State both halves in an interview: the trie build is linear in the total characters of the word list, and the search is the grid DFS bounded in depth by the longest word, which is where the 3^(L-1) branching and the L cap both come from. Naming why it is 3 and not 4 after the first step (you cannot revisit the cell you came from) and why the depth is bounded by L (the trie prunes any deeper path) is exactly the discrimination interviewers are listening for.

Your work this week

Implement Word Search II yourself, in your own work repo (for example word-search-ii.py). Build the trie from the words (store the word string at its end node for convenience), then DFS from every cell carrying a trie node, prune when the character is not a trie child, mark/recurse/unmark on the grid, and collect found words in a set. Do not copy a solution; build it from the three insights above.
Test the provided example yourself: board [["o","a","a","n"],["e","t","a","e"],["i","h","k","r"],["i","f","l","v"]] with words ["oath","pea","eat","rain"] returns {"oath", "eat"} (in any order). Then test the edge cases: a single-cell board, a word longer than the board can hold (found nothing), and two words that share a prefix (confirm the shared prefix is walked once and both are found if both are present).
Then make one improvement and feel its effect: remove a word from the trie (or mark its end node consumed) the moment you find it, so the search never re-finds it and can prune subtrees that no longer lead anywhere. Convince yourself the answers are unchanged and the search does less work.
Commit with a five-question debrief in the message. In answer 3, state the exact complexity above and explain, in one sentence each, why each step after the first branches into 3 and not 4, and why the trie bounds the DFS depth at the longest word length L.

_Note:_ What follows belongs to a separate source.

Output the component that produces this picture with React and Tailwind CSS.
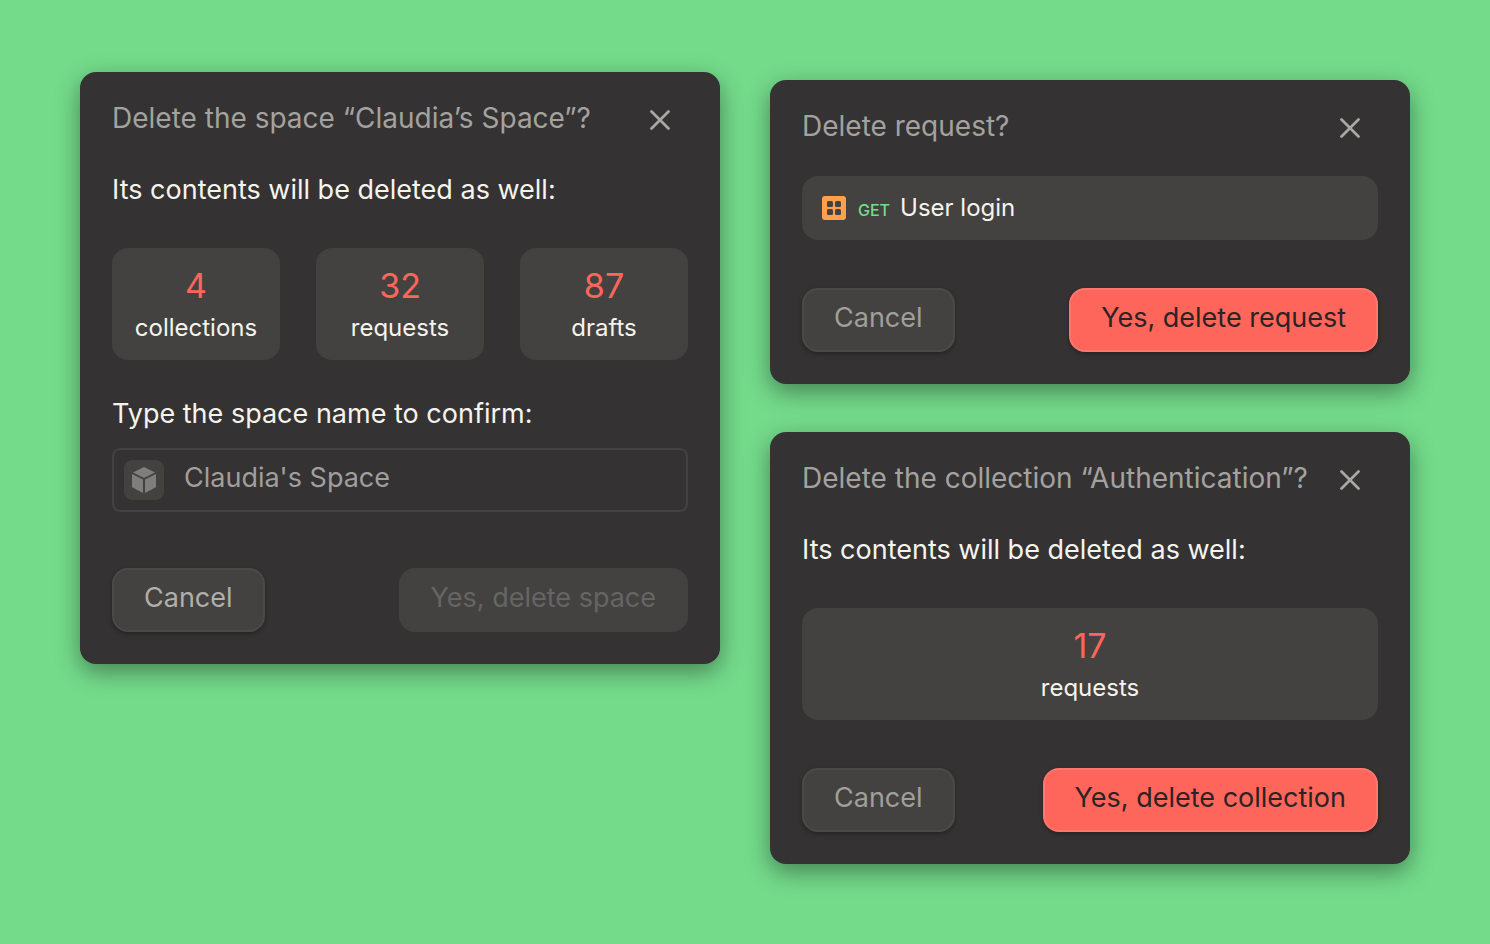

When you can explain, from memory and with no AI open, why the trie is a pruning device rather than a lookup table, how the Week 9 mark/recurse/unmark rhythm carries over unchanged, and where the O(cells * 4 * 3^(L-1)) search bound comes from, you own this problem. That explanation is exactly what an interviewer will ask for, and it is the clearest demonstration in the course of two patterns fused into one.